• _WORK TO COMPLETE_
Count how many lines of the material below have the word "page" and give only the number.

• _Items from a dataset_
:::::
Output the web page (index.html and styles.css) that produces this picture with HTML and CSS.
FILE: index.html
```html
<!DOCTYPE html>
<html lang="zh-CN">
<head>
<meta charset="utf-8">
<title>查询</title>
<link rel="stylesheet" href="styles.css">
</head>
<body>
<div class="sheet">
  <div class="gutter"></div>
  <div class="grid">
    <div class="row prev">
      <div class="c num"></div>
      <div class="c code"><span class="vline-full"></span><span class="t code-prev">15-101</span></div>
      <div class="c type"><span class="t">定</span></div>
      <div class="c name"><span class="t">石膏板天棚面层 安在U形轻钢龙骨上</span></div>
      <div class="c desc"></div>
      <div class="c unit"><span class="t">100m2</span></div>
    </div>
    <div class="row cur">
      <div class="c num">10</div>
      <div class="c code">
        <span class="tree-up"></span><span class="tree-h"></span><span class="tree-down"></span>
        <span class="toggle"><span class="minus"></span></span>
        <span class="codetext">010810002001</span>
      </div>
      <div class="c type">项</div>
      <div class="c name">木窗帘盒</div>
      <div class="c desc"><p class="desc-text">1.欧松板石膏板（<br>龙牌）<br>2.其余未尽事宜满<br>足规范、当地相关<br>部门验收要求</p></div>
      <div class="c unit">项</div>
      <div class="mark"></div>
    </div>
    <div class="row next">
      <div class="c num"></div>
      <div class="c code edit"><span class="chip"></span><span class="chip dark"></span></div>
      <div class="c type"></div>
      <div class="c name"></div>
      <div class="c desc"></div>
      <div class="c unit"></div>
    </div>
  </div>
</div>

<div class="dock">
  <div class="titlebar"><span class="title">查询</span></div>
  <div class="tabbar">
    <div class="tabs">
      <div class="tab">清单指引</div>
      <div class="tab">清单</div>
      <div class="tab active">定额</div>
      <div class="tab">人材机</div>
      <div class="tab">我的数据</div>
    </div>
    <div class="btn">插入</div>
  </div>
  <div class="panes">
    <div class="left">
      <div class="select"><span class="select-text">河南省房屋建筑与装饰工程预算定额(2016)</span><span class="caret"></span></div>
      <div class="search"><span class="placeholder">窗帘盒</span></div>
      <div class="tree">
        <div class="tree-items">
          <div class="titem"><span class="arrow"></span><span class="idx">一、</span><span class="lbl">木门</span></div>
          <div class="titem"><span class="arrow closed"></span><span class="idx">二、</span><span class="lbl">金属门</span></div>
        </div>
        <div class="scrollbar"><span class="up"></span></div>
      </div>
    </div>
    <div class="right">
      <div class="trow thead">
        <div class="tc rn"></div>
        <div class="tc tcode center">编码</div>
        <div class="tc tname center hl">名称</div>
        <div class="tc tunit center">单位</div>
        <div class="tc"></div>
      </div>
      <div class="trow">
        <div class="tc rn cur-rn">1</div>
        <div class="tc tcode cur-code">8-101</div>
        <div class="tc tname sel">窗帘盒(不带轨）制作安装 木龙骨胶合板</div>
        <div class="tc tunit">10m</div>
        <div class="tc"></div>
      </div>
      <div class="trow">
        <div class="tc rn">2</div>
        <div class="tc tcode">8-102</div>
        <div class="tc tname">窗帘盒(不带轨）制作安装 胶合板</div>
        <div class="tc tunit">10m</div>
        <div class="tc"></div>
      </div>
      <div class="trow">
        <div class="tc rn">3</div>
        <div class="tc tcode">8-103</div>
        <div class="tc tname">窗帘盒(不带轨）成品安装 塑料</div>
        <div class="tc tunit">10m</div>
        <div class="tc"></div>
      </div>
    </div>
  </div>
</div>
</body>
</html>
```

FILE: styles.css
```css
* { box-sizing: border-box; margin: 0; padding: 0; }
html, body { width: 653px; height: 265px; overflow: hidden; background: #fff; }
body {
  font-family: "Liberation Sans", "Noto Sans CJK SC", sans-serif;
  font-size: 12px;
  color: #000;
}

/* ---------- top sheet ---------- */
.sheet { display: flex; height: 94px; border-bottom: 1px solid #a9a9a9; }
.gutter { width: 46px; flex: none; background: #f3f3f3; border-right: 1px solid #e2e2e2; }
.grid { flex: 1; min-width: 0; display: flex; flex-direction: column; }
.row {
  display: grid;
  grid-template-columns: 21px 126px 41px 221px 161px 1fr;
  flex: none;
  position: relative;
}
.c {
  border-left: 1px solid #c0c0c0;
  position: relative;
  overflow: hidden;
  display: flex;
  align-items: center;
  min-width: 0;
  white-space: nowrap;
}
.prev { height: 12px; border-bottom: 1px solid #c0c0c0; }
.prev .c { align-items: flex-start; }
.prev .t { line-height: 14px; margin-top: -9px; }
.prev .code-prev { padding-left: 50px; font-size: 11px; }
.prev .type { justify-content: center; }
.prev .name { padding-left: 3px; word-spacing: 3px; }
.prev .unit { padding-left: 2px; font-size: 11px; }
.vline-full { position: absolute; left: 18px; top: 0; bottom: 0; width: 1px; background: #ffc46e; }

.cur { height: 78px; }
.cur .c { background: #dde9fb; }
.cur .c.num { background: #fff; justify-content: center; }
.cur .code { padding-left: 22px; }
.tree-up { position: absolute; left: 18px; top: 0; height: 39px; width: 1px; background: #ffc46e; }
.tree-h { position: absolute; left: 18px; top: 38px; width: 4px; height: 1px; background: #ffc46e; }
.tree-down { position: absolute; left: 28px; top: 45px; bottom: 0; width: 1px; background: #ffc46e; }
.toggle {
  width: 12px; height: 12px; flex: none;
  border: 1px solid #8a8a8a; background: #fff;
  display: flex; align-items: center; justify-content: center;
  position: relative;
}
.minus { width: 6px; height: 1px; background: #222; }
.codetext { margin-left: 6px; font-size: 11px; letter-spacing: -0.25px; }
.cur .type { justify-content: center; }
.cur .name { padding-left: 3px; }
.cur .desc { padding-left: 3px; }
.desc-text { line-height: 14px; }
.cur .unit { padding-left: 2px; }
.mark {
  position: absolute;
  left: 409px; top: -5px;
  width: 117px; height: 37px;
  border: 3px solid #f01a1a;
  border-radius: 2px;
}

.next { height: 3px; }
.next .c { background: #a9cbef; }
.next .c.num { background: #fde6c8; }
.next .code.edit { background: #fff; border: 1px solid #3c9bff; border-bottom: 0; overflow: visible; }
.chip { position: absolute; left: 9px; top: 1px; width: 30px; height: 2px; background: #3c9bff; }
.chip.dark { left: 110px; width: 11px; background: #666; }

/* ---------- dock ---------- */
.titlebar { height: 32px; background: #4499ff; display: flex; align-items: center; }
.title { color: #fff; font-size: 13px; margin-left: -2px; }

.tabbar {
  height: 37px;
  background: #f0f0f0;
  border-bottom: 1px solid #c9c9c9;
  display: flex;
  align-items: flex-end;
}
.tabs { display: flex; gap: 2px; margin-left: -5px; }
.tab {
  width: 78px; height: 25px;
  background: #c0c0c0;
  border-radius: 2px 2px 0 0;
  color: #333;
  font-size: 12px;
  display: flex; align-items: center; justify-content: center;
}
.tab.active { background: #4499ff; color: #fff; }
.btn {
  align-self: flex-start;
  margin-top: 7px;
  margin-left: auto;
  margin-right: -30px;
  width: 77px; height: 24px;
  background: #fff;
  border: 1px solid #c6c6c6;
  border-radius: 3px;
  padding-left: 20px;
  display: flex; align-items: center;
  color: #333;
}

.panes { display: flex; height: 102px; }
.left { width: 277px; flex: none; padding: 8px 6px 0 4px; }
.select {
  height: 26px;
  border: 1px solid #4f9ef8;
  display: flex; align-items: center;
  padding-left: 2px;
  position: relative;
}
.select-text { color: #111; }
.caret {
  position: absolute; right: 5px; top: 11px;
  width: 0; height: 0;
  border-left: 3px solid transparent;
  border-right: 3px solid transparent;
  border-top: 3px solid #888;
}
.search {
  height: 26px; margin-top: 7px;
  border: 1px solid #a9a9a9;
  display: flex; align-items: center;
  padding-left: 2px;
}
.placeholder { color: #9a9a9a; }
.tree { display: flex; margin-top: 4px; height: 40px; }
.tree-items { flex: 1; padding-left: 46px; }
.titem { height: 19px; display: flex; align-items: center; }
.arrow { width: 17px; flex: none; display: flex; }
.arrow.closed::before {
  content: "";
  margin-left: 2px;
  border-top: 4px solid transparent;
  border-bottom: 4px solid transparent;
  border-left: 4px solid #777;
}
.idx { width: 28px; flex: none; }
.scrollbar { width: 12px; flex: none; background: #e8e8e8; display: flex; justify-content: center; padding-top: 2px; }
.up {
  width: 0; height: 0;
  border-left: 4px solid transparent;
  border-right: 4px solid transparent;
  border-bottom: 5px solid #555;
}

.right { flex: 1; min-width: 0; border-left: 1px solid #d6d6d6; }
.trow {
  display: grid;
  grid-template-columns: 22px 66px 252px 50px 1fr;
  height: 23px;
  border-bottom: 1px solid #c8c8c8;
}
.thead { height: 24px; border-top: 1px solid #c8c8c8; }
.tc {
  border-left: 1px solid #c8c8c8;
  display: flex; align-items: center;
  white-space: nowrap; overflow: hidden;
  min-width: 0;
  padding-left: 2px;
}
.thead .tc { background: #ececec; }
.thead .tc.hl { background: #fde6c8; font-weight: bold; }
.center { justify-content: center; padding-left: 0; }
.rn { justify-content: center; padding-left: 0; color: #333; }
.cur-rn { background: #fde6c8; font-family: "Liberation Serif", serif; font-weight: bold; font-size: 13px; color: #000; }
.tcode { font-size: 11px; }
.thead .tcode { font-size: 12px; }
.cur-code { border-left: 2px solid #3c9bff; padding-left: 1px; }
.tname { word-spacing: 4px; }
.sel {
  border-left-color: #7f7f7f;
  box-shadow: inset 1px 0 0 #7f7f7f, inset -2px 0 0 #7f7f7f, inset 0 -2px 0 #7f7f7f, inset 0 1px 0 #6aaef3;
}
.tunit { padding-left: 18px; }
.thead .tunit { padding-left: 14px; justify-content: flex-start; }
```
:::::
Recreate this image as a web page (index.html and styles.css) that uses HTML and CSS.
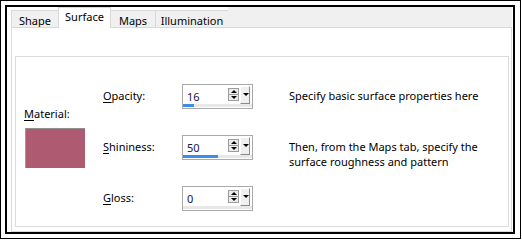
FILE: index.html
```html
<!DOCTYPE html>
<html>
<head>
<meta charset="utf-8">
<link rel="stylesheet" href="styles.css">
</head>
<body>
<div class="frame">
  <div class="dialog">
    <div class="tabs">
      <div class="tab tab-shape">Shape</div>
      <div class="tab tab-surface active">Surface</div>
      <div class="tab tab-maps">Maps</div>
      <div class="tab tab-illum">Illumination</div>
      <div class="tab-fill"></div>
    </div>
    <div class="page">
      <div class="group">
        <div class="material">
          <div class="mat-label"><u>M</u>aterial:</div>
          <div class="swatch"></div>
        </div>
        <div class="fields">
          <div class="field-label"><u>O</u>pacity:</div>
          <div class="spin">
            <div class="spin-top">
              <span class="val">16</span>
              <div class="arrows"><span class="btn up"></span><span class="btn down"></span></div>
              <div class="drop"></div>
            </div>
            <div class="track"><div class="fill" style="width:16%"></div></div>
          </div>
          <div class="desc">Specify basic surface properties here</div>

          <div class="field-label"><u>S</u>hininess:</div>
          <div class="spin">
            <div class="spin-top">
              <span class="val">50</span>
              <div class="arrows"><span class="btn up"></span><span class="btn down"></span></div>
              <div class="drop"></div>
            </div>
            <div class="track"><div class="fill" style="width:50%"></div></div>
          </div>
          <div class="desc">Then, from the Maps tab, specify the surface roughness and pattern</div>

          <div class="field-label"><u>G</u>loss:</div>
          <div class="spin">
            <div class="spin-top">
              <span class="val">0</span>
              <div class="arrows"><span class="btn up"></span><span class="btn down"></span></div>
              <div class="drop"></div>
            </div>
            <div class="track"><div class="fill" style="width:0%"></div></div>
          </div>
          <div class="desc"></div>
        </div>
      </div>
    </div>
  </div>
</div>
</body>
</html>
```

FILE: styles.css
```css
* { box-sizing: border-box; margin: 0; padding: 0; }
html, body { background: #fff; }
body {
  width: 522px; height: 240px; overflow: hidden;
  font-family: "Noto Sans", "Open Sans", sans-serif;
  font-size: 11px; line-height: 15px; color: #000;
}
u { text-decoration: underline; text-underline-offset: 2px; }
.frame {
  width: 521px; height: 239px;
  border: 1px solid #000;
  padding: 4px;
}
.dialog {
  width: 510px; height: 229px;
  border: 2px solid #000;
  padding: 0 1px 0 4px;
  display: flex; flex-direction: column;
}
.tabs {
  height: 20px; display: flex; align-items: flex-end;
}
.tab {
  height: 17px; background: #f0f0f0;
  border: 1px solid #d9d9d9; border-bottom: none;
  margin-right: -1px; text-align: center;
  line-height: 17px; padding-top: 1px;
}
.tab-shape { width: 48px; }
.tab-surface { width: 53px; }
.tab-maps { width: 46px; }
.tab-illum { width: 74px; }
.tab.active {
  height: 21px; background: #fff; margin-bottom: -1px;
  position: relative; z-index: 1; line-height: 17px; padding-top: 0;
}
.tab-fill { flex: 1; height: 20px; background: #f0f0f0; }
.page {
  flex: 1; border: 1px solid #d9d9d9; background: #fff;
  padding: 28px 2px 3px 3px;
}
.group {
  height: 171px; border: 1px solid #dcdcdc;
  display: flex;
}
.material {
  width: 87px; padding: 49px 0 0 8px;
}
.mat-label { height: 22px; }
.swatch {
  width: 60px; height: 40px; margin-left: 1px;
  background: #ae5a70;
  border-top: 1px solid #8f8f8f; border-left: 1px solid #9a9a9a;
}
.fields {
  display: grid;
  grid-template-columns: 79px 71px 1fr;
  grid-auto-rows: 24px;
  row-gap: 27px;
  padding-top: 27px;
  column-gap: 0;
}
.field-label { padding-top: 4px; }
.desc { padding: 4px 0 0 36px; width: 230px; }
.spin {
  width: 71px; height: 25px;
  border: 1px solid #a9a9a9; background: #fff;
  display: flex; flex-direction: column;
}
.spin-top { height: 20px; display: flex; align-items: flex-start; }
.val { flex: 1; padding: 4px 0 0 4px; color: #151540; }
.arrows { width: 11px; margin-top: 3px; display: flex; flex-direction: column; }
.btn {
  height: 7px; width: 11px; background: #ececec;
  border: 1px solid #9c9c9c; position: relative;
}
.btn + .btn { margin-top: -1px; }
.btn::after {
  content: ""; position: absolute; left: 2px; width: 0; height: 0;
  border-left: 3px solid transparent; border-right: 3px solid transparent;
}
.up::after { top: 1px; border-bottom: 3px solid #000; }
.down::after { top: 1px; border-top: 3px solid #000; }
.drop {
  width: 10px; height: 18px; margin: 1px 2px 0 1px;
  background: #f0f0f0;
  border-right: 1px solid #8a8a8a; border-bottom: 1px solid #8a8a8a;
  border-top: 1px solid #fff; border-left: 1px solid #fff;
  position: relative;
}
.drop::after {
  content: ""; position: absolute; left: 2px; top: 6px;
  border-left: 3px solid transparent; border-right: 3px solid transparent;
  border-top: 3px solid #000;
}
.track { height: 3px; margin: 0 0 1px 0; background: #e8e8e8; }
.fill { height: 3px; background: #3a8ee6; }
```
:::::
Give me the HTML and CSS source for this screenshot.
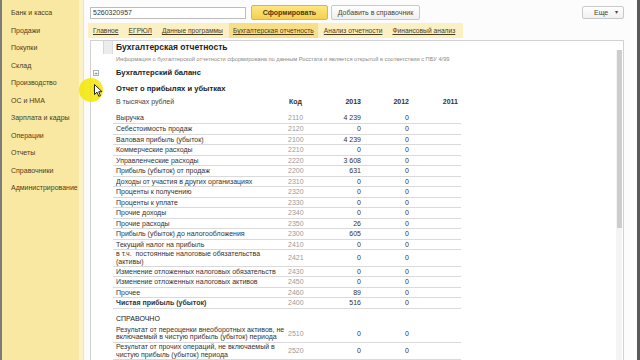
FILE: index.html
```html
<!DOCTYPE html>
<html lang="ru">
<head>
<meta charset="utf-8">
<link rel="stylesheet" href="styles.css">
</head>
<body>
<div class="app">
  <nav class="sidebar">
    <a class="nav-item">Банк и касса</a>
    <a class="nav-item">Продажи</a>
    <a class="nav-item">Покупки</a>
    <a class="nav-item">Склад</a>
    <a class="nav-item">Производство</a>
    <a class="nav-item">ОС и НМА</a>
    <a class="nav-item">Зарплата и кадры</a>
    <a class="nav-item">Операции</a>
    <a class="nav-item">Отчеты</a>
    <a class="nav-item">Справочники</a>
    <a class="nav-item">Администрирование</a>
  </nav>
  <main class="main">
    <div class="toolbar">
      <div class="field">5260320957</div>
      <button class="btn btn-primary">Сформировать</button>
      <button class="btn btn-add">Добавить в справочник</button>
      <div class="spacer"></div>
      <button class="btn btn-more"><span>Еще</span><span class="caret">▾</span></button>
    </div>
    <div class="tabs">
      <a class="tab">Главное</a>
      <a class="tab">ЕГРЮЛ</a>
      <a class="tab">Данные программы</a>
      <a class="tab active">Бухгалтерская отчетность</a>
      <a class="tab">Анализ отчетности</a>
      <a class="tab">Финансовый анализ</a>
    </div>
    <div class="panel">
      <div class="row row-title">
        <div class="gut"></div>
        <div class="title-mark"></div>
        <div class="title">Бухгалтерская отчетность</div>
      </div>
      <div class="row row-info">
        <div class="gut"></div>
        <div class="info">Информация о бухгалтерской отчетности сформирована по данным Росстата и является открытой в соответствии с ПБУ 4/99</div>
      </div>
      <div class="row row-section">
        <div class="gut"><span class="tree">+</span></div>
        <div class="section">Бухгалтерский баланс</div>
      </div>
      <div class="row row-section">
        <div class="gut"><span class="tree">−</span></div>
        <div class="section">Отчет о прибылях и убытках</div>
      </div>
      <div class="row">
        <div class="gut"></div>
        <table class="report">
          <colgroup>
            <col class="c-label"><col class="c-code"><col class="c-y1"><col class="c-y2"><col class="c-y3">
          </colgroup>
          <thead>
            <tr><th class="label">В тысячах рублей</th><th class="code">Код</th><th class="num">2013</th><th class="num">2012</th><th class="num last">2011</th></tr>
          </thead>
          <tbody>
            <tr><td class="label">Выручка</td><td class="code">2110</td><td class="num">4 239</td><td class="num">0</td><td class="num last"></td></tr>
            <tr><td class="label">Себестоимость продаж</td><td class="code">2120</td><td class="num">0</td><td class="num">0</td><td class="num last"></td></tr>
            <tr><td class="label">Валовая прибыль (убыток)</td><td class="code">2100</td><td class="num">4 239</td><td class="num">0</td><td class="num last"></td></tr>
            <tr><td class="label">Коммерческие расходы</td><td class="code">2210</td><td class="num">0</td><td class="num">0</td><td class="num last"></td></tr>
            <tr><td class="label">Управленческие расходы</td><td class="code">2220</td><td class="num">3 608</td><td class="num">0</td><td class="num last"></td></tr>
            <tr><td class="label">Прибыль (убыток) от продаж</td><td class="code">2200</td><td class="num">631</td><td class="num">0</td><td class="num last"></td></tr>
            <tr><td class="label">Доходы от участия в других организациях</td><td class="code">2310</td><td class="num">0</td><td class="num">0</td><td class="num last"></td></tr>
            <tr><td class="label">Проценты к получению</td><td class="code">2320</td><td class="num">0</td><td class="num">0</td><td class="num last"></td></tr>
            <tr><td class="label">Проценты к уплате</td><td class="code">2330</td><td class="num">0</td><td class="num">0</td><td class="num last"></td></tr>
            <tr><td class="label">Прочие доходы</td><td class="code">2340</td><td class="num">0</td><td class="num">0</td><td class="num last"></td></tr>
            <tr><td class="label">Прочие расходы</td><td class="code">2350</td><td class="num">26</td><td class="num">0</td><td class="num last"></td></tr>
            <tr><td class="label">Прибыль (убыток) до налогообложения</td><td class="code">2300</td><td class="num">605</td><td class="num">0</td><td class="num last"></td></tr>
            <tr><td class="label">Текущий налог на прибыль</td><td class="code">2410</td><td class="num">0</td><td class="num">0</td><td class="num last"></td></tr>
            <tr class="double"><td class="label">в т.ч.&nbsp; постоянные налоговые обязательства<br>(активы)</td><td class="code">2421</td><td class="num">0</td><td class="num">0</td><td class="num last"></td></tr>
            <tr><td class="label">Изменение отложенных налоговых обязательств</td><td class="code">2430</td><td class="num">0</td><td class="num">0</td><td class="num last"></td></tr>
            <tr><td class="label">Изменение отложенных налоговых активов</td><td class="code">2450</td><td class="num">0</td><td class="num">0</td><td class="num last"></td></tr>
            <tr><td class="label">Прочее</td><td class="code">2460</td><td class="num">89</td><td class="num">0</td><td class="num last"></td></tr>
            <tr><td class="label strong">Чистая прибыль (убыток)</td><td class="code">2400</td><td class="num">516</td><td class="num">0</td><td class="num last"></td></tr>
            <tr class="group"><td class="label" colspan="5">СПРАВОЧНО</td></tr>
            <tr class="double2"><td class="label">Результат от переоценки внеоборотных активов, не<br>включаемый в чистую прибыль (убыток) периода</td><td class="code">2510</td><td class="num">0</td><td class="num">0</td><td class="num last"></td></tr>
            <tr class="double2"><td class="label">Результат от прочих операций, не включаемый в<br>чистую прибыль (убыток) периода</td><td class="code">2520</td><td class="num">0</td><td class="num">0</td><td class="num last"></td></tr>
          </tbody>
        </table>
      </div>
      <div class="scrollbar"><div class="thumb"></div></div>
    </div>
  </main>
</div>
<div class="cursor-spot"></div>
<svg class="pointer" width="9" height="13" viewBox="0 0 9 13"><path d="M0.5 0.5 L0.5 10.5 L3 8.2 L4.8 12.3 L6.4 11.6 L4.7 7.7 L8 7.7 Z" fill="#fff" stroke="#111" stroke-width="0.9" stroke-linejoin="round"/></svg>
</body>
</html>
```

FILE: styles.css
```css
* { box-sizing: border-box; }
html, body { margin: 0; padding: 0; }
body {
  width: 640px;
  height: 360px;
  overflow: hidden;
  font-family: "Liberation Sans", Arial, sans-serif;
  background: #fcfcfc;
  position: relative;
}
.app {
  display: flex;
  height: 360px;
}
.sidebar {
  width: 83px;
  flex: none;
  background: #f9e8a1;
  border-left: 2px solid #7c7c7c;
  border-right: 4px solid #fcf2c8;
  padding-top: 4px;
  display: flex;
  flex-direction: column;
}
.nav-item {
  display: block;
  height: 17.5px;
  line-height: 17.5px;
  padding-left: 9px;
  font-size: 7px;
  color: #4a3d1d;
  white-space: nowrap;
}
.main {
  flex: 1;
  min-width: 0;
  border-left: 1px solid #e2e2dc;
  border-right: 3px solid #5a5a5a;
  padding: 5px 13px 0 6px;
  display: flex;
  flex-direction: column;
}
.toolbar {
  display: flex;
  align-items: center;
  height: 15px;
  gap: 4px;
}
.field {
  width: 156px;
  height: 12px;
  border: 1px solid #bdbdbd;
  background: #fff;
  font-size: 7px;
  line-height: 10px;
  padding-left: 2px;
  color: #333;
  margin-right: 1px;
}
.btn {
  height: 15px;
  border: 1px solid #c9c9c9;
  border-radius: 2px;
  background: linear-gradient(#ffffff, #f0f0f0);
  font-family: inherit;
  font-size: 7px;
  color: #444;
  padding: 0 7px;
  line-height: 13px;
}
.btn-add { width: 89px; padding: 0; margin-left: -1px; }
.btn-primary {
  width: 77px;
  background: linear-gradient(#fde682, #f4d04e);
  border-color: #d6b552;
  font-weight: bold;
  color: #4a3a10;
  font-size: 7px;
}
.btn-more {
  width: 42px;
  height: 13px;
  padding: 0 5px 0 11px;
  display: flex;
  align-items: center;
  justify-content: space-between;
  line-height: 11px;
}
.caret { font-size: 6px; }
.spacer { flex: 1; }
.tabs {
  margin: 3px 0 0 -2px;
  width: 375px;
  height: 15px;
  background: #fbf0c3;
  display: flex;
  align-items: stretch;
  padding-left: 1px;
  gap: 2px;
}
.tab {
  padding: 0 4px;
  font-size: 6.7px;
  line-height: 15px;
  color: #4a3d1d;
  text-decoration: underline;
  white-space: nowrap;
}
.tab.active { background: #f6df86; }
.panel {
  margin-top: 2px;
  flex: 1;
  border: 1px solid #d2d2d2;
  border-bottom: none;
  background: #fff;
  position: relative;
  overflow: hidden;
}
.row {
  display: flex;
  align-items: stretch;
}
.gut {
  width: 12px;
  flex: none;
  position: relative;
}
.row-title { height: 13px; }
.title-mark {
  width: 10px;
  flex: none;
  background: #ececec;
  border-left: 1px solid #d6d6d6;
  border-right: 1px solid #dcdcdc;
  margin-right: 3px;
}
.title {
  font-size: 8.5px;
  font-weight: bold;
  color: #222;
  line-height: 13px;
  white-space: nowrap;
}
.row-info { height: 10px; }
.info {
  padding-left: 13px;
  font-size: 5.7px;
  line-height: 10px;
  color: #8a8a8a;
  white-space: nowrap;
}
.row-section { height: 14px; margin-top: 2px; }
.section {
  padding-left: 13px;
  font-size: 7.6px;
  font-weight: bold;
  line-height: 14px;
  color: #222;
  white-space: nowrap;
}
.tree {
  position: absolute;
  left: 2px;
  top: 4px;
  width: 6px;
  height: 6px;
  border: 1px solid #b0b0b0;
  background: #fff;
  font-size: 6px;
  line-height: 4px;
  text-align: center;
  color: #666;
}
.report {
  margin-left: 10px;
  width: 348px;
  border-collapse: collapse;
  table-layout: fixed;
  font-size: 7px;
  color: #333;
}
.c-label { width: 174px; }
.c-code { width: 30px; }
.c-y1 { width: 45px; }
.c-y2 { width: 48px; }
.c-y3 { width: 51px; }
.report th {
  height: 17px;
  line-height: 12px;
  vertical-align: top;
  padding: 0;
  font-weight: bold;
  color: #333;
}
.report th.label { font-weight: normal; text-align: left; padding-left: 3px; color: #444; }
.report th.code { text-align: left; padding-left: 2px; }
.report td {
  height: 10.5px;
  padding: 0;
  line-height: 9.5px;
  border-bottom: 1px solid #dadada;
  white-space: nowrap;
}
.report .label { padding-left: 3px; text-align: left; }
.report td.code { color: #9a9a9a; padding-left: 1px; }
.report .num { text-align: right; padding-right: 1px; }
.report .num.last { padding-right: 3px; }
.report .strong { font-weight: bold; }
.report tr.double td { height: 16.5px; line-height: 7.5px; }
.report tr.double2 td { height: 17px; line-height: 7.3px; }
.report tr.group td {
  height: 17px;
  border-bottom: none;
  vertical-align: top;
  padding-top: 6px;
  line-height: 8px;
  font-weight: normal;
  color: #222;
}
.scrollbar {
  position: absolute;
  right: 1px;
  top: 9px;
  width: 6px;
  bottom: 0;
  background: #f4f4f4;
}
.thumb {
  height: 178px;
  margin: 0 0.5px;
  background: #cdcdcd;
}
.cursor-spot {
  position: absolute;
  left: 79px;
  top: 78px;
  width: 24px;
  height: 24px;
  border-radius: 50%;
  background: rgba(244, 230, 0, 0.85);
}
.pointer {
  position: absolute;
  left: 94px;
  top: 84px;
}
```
:::::
• _SOLUTION FOR THIS EXERCISE_
4